Kebangkitan “Rasa”, semestinya menjadi fungsi sekaligus tujuan seni dan budaya dalam membangkitkan kembali peradaban suatu bangsa.Kendati berasal dari tradisi Turki, Tarian Sufi, menyampaikan pesan universal yang sangat penting bagi terciptanya landasan sejati persatuan dan kesatuan Indonesia. Tarian ini, serta nyanyian dari tradisi
lain yang juga akan ditampilkan, diharapkan menjadi inspirasi bagi terjadinya kerekatan beragam budaya yang “hidup” di Indonesia saat ini – baik yang datang dari tradisi “lokal” maupun dari “luar”.

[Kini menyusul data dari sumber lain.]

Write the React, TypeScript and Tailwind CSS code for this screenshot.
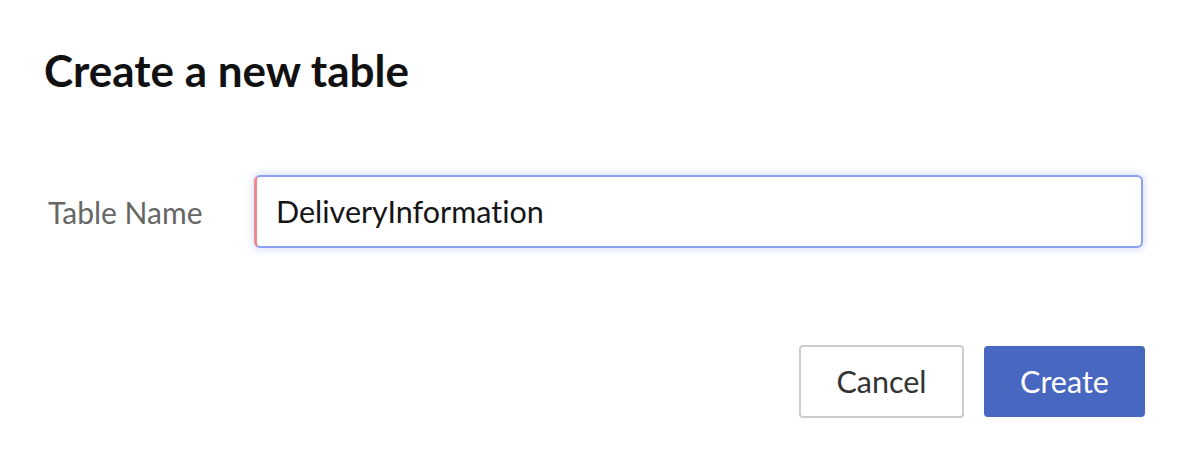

Persatuan dan kesatuan di Bumi Pertiwi, memang tak seharusnya terperangkap dalam pandangan nasionalisme sempit. Sebagaimana Ibu Pertiwi selama ini memperlakukan mereka yang lahir, datang maupun berkembang di pangkuannya, tanpa pilih kasih.
***
ANAND ASHRAM, berdasarkan pengalaman nyata selama belasan tahun, menganggap bahwa perdamaian dan kebersamaan antar umat atau masyarakat dari beragam latar belakang dapat tercipta dengan munculnya kesadaran atau rasa kasih – bukan dengan mempertegas perbedaan yang ada melalui peraturan ataupun kebijakan.
Pengalaman kebersamaan inilah yang dipersembahkan melalui Sufi Mehfil, yang dibawakan oleh mereka yang datang dari beragam suku, etnis dan agama.
Sebuah persembahan bagi Ibu Pertiwi.